Review and Rating of Woodland Hills Golf Club in Nacogdoches
Woodland Hills Golf Club, located in the piney forests and rolling hills just south of Nacogdoches opened for play in 1971 and was rated in Golf Digest's 2008-2009 "Best Places to Play." The designer, Don January, did a very good job of taking advantage of the natural rolling terrain as he carved this fun 18 holes out of the hardwood forest.
The front nine is pretty traditional and straight forward but the first time you play it you may find it a tad challenging thanks to some elevation changes, a couple blind shots, minor dog lets, and the fairly narrow, gently sloping, and tree lined fairways. Most of the greens are straight in front of you with no tricks, bunkers, or other hazards to get in you way, Number 9 is a good example of what you will encounter on the front nine - it's a short 256 yard par 4 with an elevated tee box and lots of up and downs on the fairly tight fairway leading to an uphill green that is a slight dog left. This is a nine where you can kick back, let-it-rip and have a good round if you can keep the ball in the fairway.

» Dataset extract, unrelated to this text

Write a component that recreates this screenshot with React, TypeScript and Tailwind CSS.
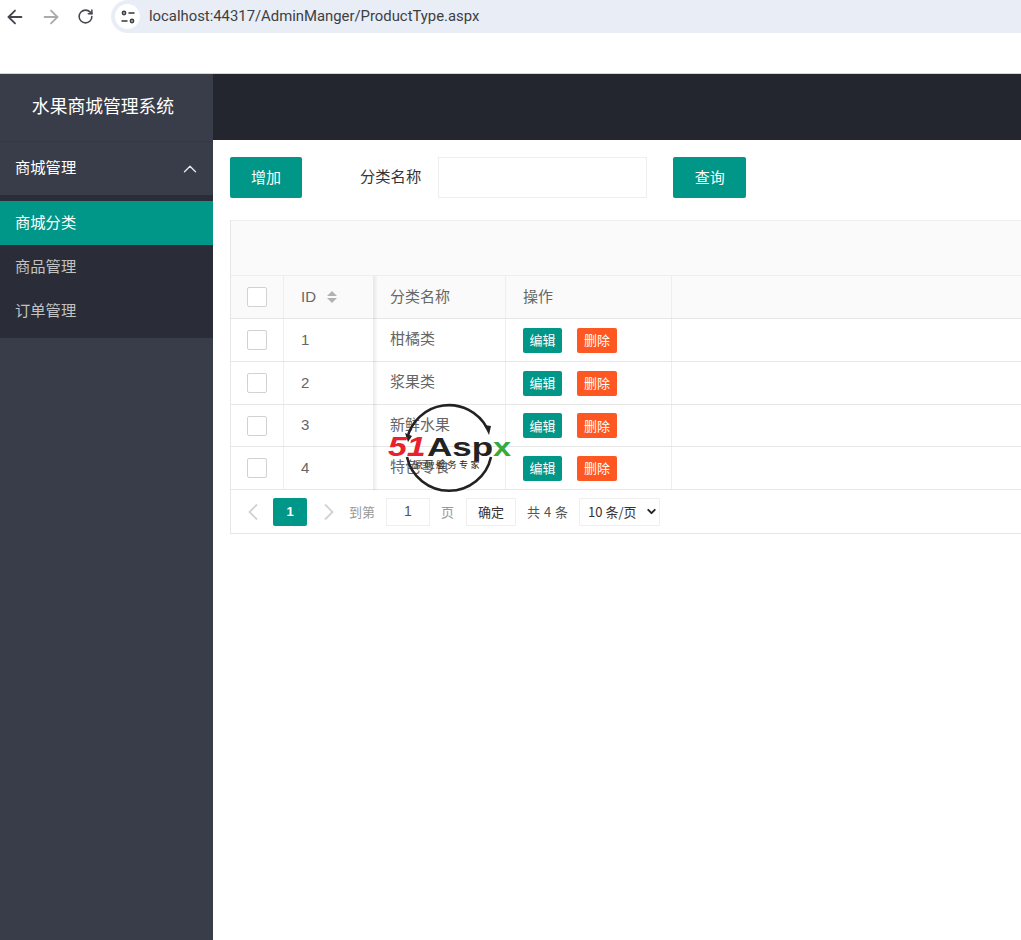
import { ArrowLeft, ArrowRight, RotateCw, ChevronUp, ChevronDown } from "lucide-react";

const font = "font-['Microsoft_YaHei','Noto_Sans_CJK_SC','Liberation_Sans',sans-serif]";

const rows = [
  { id: 1, name: "柑橘类", h: "h-[43px]" },
  { id: 2, name: "浆果类", h: "h-[43px]" },
  { id: 3, name: "新鲜水果", h: "h-[42px]" },
  { id: 4, name: "特色零食", h: "h-[43px]" },
];

function Box() {
  return <div className="w-5 h-5 rounded-[2px] border border-[#d2d2d2] bg-white" />;
}

function Tune() {
  return (
    <svg width="16" height="16" viewBox="0 0 16 16" fill="none" stroke="#3c4043" strokeWidth="1.6">
      <circle cx="4" cy="4" r="1.6" />
      <path d="M8.5 4H14.5" />
      <circle cx="12" cy="12" r="1.6" />
      <path d="M1.5 12h6" />
    </svg>
  );
}

function Pager({ d }: { d: string }) {
  return (
    <svg width="12" height="18" viewBox="0 0 12 18" fill="none" stroke="#d2d2d2" strokeWidth="1.8">
      <path d={d} />
    </svg>
  );
}

function Logo() {
  return (
    <div className="absolute left-[387px] top-[402px] w-[125px] h-[92px] pointer-events-none">
      <svg className="absolute left-0 top-0" width="125" height="92" viewBox="0 0 125 92" fill="none">
        <path d="M20 37A43 43 0 0 1 100 26" stroke="#222" strokeWidth="2.6" />
        <path d="M97 23l5 10 2-9z" fill="#222" />
        <path d="M104 55A43 43 0 0 1 20 55" stroke="#222" strokeWidth="2.6" />
        <path d="M21 40l-3-9 7 3z" fill="#222" />
      </svg>
      <div className="absolute left-[1px] top-[32px] flex items-baseline leading-[26px] font-['Liberation_Sans',sans-serif] font-bold text-[27px]">
        <span className="text-[#e8212c] italic scale-x-[1.25] origin-left inline-block w-[39px]">51</span>
        <span className="text-[#222] text-[25px] scale-x-[1.4] origin-left inline-block w-[66px]">Asp</span>
        <span className="text-[#3aa935] text-[25px] scale-x-[1.3] origin-left inline-block">x</span>
      </div>
      <div className={`absolute left-[26px] top-[57px] text-[9px] leading-[12px] text-[#222] tracking-[2.5px] whitespace-nowrap ${font}`}>源码服务专家</div>
    </div>
  );
}

export default function App() {
  return (
    <div className={`relative w-[1021px] h-[940px] overflow-hidden bg-white ${font}`}>
      <div className="h-[74px] bg-white border-b border-[#d4d6da]">
        <div className="flex items-center h-[33px]">
          <ArrowLeft className="ml-[4px] w-[22px] h-[22px] text-[#44474c]" strokeWidth={2} />
          <ArrowRight className="ml-[14px] w-[22px] h-[22px] text-[#a9abae]" strokeWidth={2} />
          <RotateCw className="ml-[15px] w-[17px] h-[17px] text-[#44474c]" strokeWidth={2.2} />
          <div className="ml-[17px] flex-1 h-[33px] rounded-l-full bg-[#e9edf6] flex items-center pl-[4px]">
            <div className="w-[25px] h-[25px] rounded-full bg-white flex items-center justify-center"><Tune /></div>
            <span className="ml-[9px] text-[14.85px] text-[#3c4043] font-['Roboto','Liberation_Sans',sans-serif]">localhost:44317/AdminManger/ProductType.aspx</span>
          </div>
        </div>
      </div>

      <div className="flex h-[866px]">
        <aside className="w-[213px] shrink-0 bg-[#393d49] flex flex-col">
          <div className="h-[67px] flex items-center justify-center pr-[7px] pb-[4px] text-white text-[17.8px]">水果商城管理系统</div>
          <div className="h-[54px] flex items-center justify-between pl-[15px] pr-[12px] border-t border-[#343843] text-white text-[15.3px]">
            <span className="pb-[4px]">商城管理</span>
            <ChevronUp className="w-[22px] h-[22px] text-[#e6e6e6]" strokeWidth={1.5} />
          </div>
          <div className="bg-[#2a2d37] pt-[6px] pb-0 h-[143px]">
            <div className="h-[44px] bg-[#009688] flex items-center pl-[15px] pb-[4px] text-white text-[15.3px]">商城分类</div>
            <div className="h-[44px] flex items-center pl-[15px] pb-[4px] text-[#c2c2c2] text-[15.3px]">商品管理</div>
            <div className="h-[44px] flex items-center pl-[15px] pb-[4px] text-[#c2c2c2] text-[15.3px]">订单管理</div>
          </div>
        </aside>

        <main className="flex-1 min-w-0">
          <div className="h-[66px] bg-[#23262e]" />
          <div className="flex items-center pl-[17px] pt-[17px] h-[58px]">
            <div className="w-[72px] h-[41px] rounded-[2px] bg-[#009688] text-white text-[15px] flex items-center justify-center">增加</div>
            <span className="ml-[58px] pb-[5px] text-[15.3px] text-[#333]">分类名称</span>
            <div className="ml-[17px] w-[209px] h-[41px] border border-[#eeeeee] bg-white" />
            <div className="ml-[26px] w-[73px] h-[41px] rounded-[2px] bg-[#009688] text-white text-[15px] flex items-center justify-center">查询</div>
          </div>

          <div className="ml-[17px] mt-[22px] border-l border-[#e6e6e6]">
            <div className="h-[56px] bg-[#fafafa] border-y border-[#eeeeee]" />
            <div className="flex h-[43px] bg-[#fafafa] border-b border-[#e6e6e6] text-[15px] text-[#666]">
              <div className="w-[53px] border-r border-[#eeeeee] flex items-center justify-center pr-[1px]"><Box /></div>
              <div className="w-[89px] flex items-center pl-[17px]">
                <span className="font-['Liberation_Sans',sans-serif]">ID</span>
                <span className="ml-[11px] flex flex-col gap-[2px]">
                  <span className="w-0 h-0 border-x-[5px] border-x-transparent border-b-[5px] border-b-[#b2b2b2]" />
                  <span className="w-0 h-0 border-x-[5px] border-x-transparent border-t-[5px] border-t-[#b2b2b2]" />
                </span>
              </div>
              <div className="w-[133px] border-r border-[#eeeeee] flex items-center pl-[17px] pb-[2px]">分类名称</div>
              <div className="w-[166px] border-r border-[#eeeeee] flex items-center pl-[17px] pb-[2px]">操作</div>
            </div>
            {rows.map((r) => (
              <div key={r.id} className={`flex ${r.h} border-b border-[#e6e6e6] text-[15px] text-[#666]`}>
                <div className="w-[53px] border-r border-[#eeeeee] flex items-center justify-center pr-[1px]"><Box /></div>
                <div className="w-[89px] flex items-center pl-[17px] font-['Liberation_Sans',sans-serif]">{r.id}</div>
                <div className="w-[133px] border-r border-[#eeeeee] flex items-center pl-[17px] pb-[3px]">{r.name}</div>
                <div className="w-[166px] border-r border-[#eeeeee] flex items-center pl-[17px]">
                  <span className="w-[39px] h-[25px] rounded-[2px] bg-[#009688] text-white text-[13px] flex items-center justify-center">编辑</span>
                  <span className="ml-[15px] w-[40px] h-[25px] rounded-[2px] bg-[#ff5722] text-white text-[13px] flex items-center justify-center">删除</span>
                </div>
              </div>
            ))}
            <div className="h-[44px] border-b border-[#e6e6e6] flex items-center text-[13px]">
              <span className="ml-[16px] flex"><Pager d="M10 1.5 2.5 9l7.5 7.5" /></span>
              <div className="ml-[14px] w-[34px] h-[28px] rounded-[2px] bg-[#009688] text-white font-bold flex items-center justify-center font-['Liberation_Sans',sans-serif]">1</div>
              <span className="ml-[16px] flex"><Pager d="M2 1.5 9.5 9 2 16.5" /></span>
              <span className="ml-[14px] text-[#999]">到第</span>
              <div className="ml-[11px] w-[44px] h-[28px] border border-[#eeeeee] flex items-center justify-center text-[14px] text-[#555] font-['Liberation_Sans',sans-serif]">1</div>
              <span className="ml-[11px] text-[#999]">页</span>
              <div className="ml-[12px] w-[50px] h-[28px] border border-[#eeeeee] rounded-[1px] flex items-center justify-center text-[#333]">确定</div>
              <span className="ml-[11px] text-[#555] whitespace-nowrap [word-spacing:1px]">共 4 条</span>
              <div className="ml-[11px] w-[81px] h-[28px] border border-[#eeeeee] rounded-[1px] flex items-center pl-[8px] text-[#333] whitespace-nowrap">
                10 条/页
                <ChevronDown className="ml-[8px] w-[13px] h-[13px] text-[#222]" strokeWidth={3.5} />
              </div>
            </div>
          </div>
        </main>
      </div>
      <div className="absolute left-[373px] top-[276px] w-[5px] h-[214px] bg-gradient-to-r from-[#00000014] to-transparent pointer-events-none" />
      <Logo />
    </div>
  );
}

We liked the back nine a lot - it is more scenic, has some fun and challenging holes, and offers a little more variety. Number 10 gives you a taste of what you're up against on this nine - from an elevated tee box you need to carry a natural area and small creek, position the drive to allow you to make the dog left shot up hill and then back down to the green, which is small and has severe slope off the right toward a pond and off the back toward the forest. On this nine you'll have to manage elevated tee boxes, uphill greens, forced carries over water, blind shots, ponds, and some dog legs.
But what really tests your game are the greens which are very small (13 to 29 yards long) and narrow and either elevated or downhill. To score well you need to find a way to hit them and stick on them. The good news is that once you're on the green, they are easy to read and putt - 3 putts were rare for us! Number 14 is an example - from an elevated tee box you need to carry a large pond 183 yards to a small oval green that has a diameter of about 13 yards! Short shots are in the water and long shots are up a small hill with a challenging chip to the pin.
When we played in the middle of May 2010 the course was still trying to recover from three rounds of snow, including a record snowfall of over 4 inches - none of which is good for the greens or fairways. The front nine greens were really hit hard and as such were in below average condition - the back nine greens were in a little better condition. Normally, the greens would be an 8 or so. The greens are small to tiny, flat to very gently sloping, and a little slow and bumpy when we played.
The fairways are carved out of a dense hardwood forest and until #7 (a few houses are set back off the fairway) all you see are trees. The peace and quiet is fantastic - all you hear are birds chirping, woodpeckers pecking, golf balls ricocheting off the trees, and then occasional swear words! The fairways are ample and the rough is playable and in most cases you can let-er-rip from the tee box - but if you spray the ball left or right and you might as well reload unless you brought a chain saw to help you find your ball. The fairways were starting to recover when we played but still had a lot of patchy or bare spots. We were told that the course would normally be a 7 to 8 on our condition scale.
This is a course where you can come out and have a fun relaxing round, at a good value, and be be treated like you are family. Make sure you stop by if you're in the area. Better yet book a room at the quaint Pine Creek Country Inn and take advantage of their golf Stay & Play package.
Rates: $30.00 to $38.00
Facilities are a little dated, the pro shop has the basics, food is limited to dogs and a couple other items, and service is very friendly.
Here's How Texas Outside Determines the Scorecard Rating
The Texas Outside rating scale ranges from 1 to 10 – a perfect 10 course would be something like this: links along a cliff overlooking the Pacific ocean and bordered by tall trees; lush fairways on rolling hills with lots of natural hazards; water (which is crystal clear) on most of the holes; immaculate greens (but they are undulating and tough); lots of variety and character (each hole is completely different and includes blind shots, elevation changes, doglegs, and significant challenges); perfectly manicured traps with the whitest and prettiest sand you’ve ever seen; a nice club house with great food and a 19th hole; a GPS; plenty of beverage carts or your own cooler and ice; and it only costs $40 bucks! What this means is that you probably won’t find any 10s in Texas – try Cabo San Lucas, Pebble Beach, or some of the Hawaii courses!
All of the above determines the overall score for the golf course. In other words, we like courses that are pretty, fun, very challenging with a lot of variety, and fairways and greens in excellent condition – all for $40. We also tend to play the courses that are affordable for the masses, which means in the $30 to $80 range. We rate hard and we haven’t found a 10 in Texas yet – don’t worry we haven’t given up and we’re still looking.